Though there is no particular educational requirement necessary to become a health care advocate, the U.S. Bureau of Labor Statistics suggests that health educators earn a bachelor's degree, while community health workers might need a high school diploma and a few years of on-the-job training. The following table, compiled from job openings found in October of 2012, shows further requirements typical to becoming a health care advocate:

Common Requirements
Degree Level None needed
Experience 2+ years in social services and/or the health care industry
Key Skills Active listening, speaking, organization
Computer Skills Office software including e-mail clients, Word, and Excel

Step 1: Complete Applicable Education

Educational requirements for health care advocacy positions vary. An individual who hopes to start his or her own non-profit group or hold an executive position for an existing advocacy agency would do well to pursue higher education. Certificate programs include nonprofit management and health care advocacy, while advanced educational options, such as a Master of Science in Health Communications program provide more in-depth knowledge on how to evaluate, create, and implement health care advocacy programs.

Success Tip:

  • Seek an internship in social services or health care. Some college programs offer opportunities to gain practical experience. Students may choose to search for health care advocacy internships to supplement their education. The American Medical Association facilitates advocacy for professionals and patients, and it can provide useful networking opportunities.

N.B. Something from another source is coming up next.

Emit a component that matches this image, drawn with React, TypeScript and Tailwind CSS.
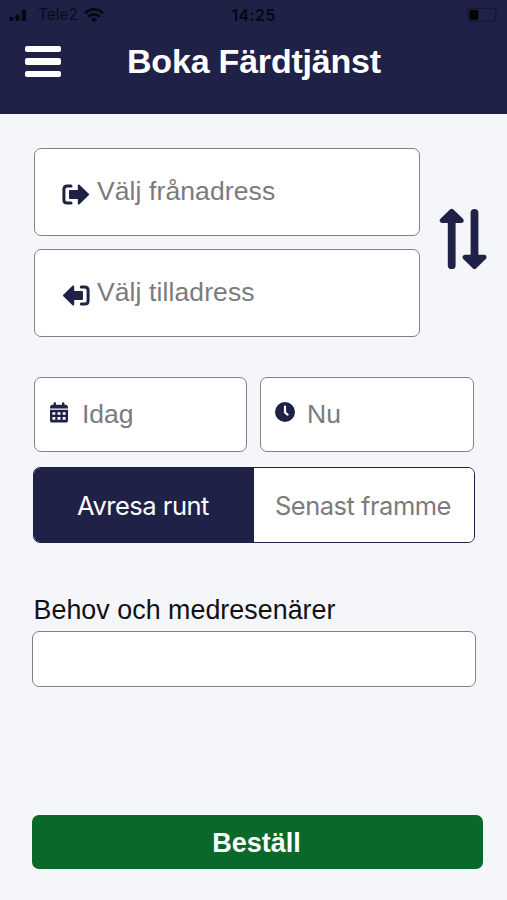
import { useState, type ReactNode } from "react"

type TimeMode = "departure" | "arrival"

interface FieldProps {
  icon: ReactNode
  placeholder: string
  className: string
}

function Field({ icon, placeholder, className }: FieldProps) {
  return (
    <button
      className={`flex items-center rounded-[7px] border border-[#808285] bg-white pb-[2px] text-left text-[26.5px] leading-[30px] text-[#7b7b7b] ${className}`}
    >
      {icon}
      <span className="whitespace-nowrap">{placeholder}</span>
    </button>
  )
}

function StatusBar() {
  return (
    <div className="flex h-[30px] items-center justify-between pl-[9px] pr-[9px] text-[#06070f]">
      <div className="flex w-[180px] items-center">
        <svg className="h-[12px] w-[18px]" viewBox="0 0 18 12" fill="currentColor">
          <rect x="0.5" y="8" width="3.8" height="4" rx="0.8" />
          <rect x="6.5" y="5.5" width="4" height="6.5" rx="0.8" />
          <rect x="12.8" y="0.5" width="4.2" height="11.5" rx="0.8" />
        </svg>
        <span className="ml-[11px] font-[Inter,sans-serif] text-[15.5px] leading-[18px] text-[#0b0c1c]">Tele2</span>
        <svg className="ml-[6px] h-[15px] w-[20px]" viewBox="0 0 20 15" fill="none" stroke="currentColor">
          <path strokeWidth="2.8" d="M1 5.2C6 0.2 14 0.2 19 5.2" />
          <path strokeWidth="2.6" d="M4.3 8.7C7.5 5.6 12.5 5.6 15.7 8.7" />
          <path fill="currentColor" stroke="none" d="M10 14.3L6.8 11.2C8.6 9.6 11.4 9.6 13.2 11.2Z" />
        </svg>
      </div>
      <span className="font-[Inter,sans-serif] text-[16px] font-semibold leading-[18px] tracking-[0.3px]">14:25</span>
      <div className="flex w-[180px] justify-end">
        <svg className="h-[15px] w-[32px]" viewBox="0 0 32 15">
          <rect x="1.7" y="0.4" width="28" height="13" rx="2.5" fill="none" stroke="#16172f" strokeWidth="1.3" />
          <rect x="3.6" y="2.1" width="8.6" height="9.6" rx="1" fill="#020206" />
          <path fill="#16172f" d="M30.6 5Q32 7 30.6 9Z" />
        </svg>
      </div>
    </div>
  )
}

function LeaveIcon() {
  return (
    <svg className="mr-[8px] mt-[6px] h-[21px] w-[27px] shrink-0" viewBox="0 0 27 21" fill="#202147">
      <path fill="none" stroke="#202147" strokeWidth="3" strokeLinecap="round" d="M9 1.9H5.3Q1.9 1.9 1.9 5.3V15.7Q1.9 19.1 5.3 19.1H9" />
      <path strokeLinejoin="round" strokeWidth="2" stroke="#202147" d="M8 7H16.8V1.4L26 10.5L16.8 19.6V14H8Z" />
    </svg>
  )
}

function ArriveIcon() {
  return (
    <svg className="mr-[7px] mt-[6px] h-[21px] w-[27px] shrink-0" viewBox="0 0 27 21" fill="#202147">
      <path fill="none" stroke="#202147" strokeWidth="3" strokeLinecap="round" d="M18.3 1.9H21.7Q25.1 1.9 25.1 5.3V15.7Q25.1 19.1 21.7 19.1H18.3" />
      <path strokeLinejoin="round" strokeWidth="2" stroke="#202147" d="M19 7H10.2V1.4L1 10.5L10.2 19.6V14H19Z" />
    </svg>
  )
}

function SwapIcon() {
  return (
    <svg className="h-[62px] w-[48px]" viewBox="0 0 48 62" fill="#202147" stroke="#202147" strokeLinecap="round" strokeLinejoin="round">
      <path strokeWidth="7.8" d="M12.7 10V57.2" />
      <path strokeWidth="5" d="M12.7 3.4L3.2 12.6H22.2Z" />
      <path strokeWidth="7.8" d="M35.5 4.8V52" />
      <path strokeWidth="5" d="M35.5 58.4L26 49.2H45Z" />
    </svg>
  )
}

function CalendarIcon() {
  return (
    <svg className="mb-[3px] mr-[14px] h-[21px] w-[18px] shrink-0" viewBox="0 0 18 21" fill="#202147">
      <path d="M0 5.8Q0 2.8 2.6 2.8H3.6V1.1Q3.6 0.2 4.8 0.2T6 1.1V2.8H12V1.1Q12 0.2 13.2 0.2T14.4 1.1V2.8H15.4Q18 2.8 18 5.8V6.4H0Z" />
      <path fillRule="evenodd" d="M0 7.8H18V18Q18 20.6 15.6 20.6H2.4Q0 20.6 0 18ZM2.4 10.2V12.7H5.3V10.2ZM7.5 10.2V12.7H10.5V10.2ZM12.7 10.2V12.7H15.6V10.2ZM2.4 15.1V17.7H5.3V15.1ZM7.5 15.1V17.7H10.5V15.1ZM12.7 15.1V17.7H15.6V15.1Z" />
    </svg>
  )
}

function ClockIcon() {
  return (
    <svg className="mb-[4px] mr-[12px] h-[20px] w-[20px] shrink-0" viewBox="0 0 20 20">
      <circle cx="10" cy="10" r="10" fill="#202147" />
      <path fill="none" stroke="#fff" strokeWidth="2.2" strokeLinecap="round" strokeLinejoin="round" d="M10 4.5V10.5L12.6 12.6" />
    </svg>
  )
}

export default function App() {
  const [mode, setMode] = useState<TimeMode>("departure")

  const tab = (value: TimeMode) =>
    `flex-1 whitespace-nowrap pr-[2px] pt-[3px] text-center ${mode === value ? "bg-[#202147] text-white" : "bg-white text-[#7b7b7b]"}`

  return (
    <div className="flex h-[900px] w-[507px] flex-col overflow-hidden bg-[#f4f6fa] font-['Liberation_Sans',sans-serif]">
      <header className="h-[114px] shrink-0 bg-[#202147]">
        <StatusBar />
        <div className="flex h-[63px] items-center pl-[25px]">
          <button aria-label="Meny" className="flex w-[36px] flex-col gap-[6px]">
            <span className="h-[6.5px] w-full rounded-[2px] bg-white" />
            <span className="h-[6.5px] w-full rounded-[2px] bg-white" />
            <span className="h-[6.5px] w-full rounded-[2px] bg-white" />
          </button>
          <h1 className="-mt-[2px] ml-[66px] whitespace-nowrap text-[34px] font-bold leading-[40px] tracking-[-0.2px] text-white">Boka Färdtjänst</h1>
        </div>
      </header>

      <main className="flex flex-1 flex-col pb-[31px] pl-[32px] pr-[24px] pt-[34px]">
        <div className="flex items-center">
          <div className="ml-[2px] flex w-[386px] flex-col gap-[13px]">
            <Field icon={<LeaveIcon />} placeholder="Välj frånadress" className="h-[88px] pl-[27px] tracking-[0.1px]" />
            <Field icon={<ArriveIcon />} placeholder="Välj tilladress" className="h-[88px] pl-[28px] tracking-[0.1px]" />
          </div>
          <button aria-label="Byt riktning" className="-mr-[6px] ml-[19px] mt-[-8px] shrink-0">
            <SwapIcon />
          </button>
        </div>

        <div className="ml-[2px] mt-[40px] flex gap-[13px]">
          <Field icon={<CalendarIcon />} placeholder="Idag" className="h-[75px] w-[213px] pl-[15px]" />
          <Field icon={<ClockIcon />} placeholder="Nu" className="h-[75px] w-[214px] pl-[14px]" />
        </div>

        <div className="ml-px mt-[15px] flex h-[76px] w-[442px] overflow-hidden rounded-[7px] border-[1.5px] border-[#202147] font-[Inter,sans-serif] text-[25.5px] tracking-[-0.5px]">
          <button className={tab("departure")} onClick={() => setMode("departure")}>
            Avresa runt
          </button>
          <button className={tab("arrival")} onClick={() => setMode("arrival")}>
            Senast framme
          </button>
        </div>

        <label htmlFor="needs" className="ml-[1.5px] mt-[51px] whitespace-nowrap text-[26.8px] leading-[32px] tracking-[0.05px] text-[#111]">
          Behov och medresenärer
        </label>
        <input id="needs" className="mt-[5px] h-[56px] w-[444px] rounded-[7px] border border-[#808285] bg-white px-3" />

        <button className="mt-auto h-[54px] w-[451px] rounded-[7px] bg-[#0a682b] pr-[2px] pt-px text-[27px] font-bold leading-[30px] text-white">
          Beställ
        </button>
      </main>
    </div>
  )
}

Step 2: Get Hands-On Experience

Many health care advocates begin their career paths by volunteering. Not only does this give them valuable hands-on experience, but it also helps prospective employees decide if an organization is the right fit for them. Nonprofit hiring managers look for a track record of support for their health care issue, and volunteer experience can give applicants a leg up.

Not all health care advocates start their careers in the philanthropic sector. Gaining pertinent career experience in the for-profit industry can also help further a career as a health care advocate. Public relations and fundraising skills are in high demand in this field.

Step 3: Find Work

Candidates with adequate experience and education can begin applying for health care advocate positions commensurate to their skill set. They can also follow the proper legal channels and create their own advocacy agency supporting their very own brand of change. Health care advocates may appear as guest speakers, addressing crowds across the country.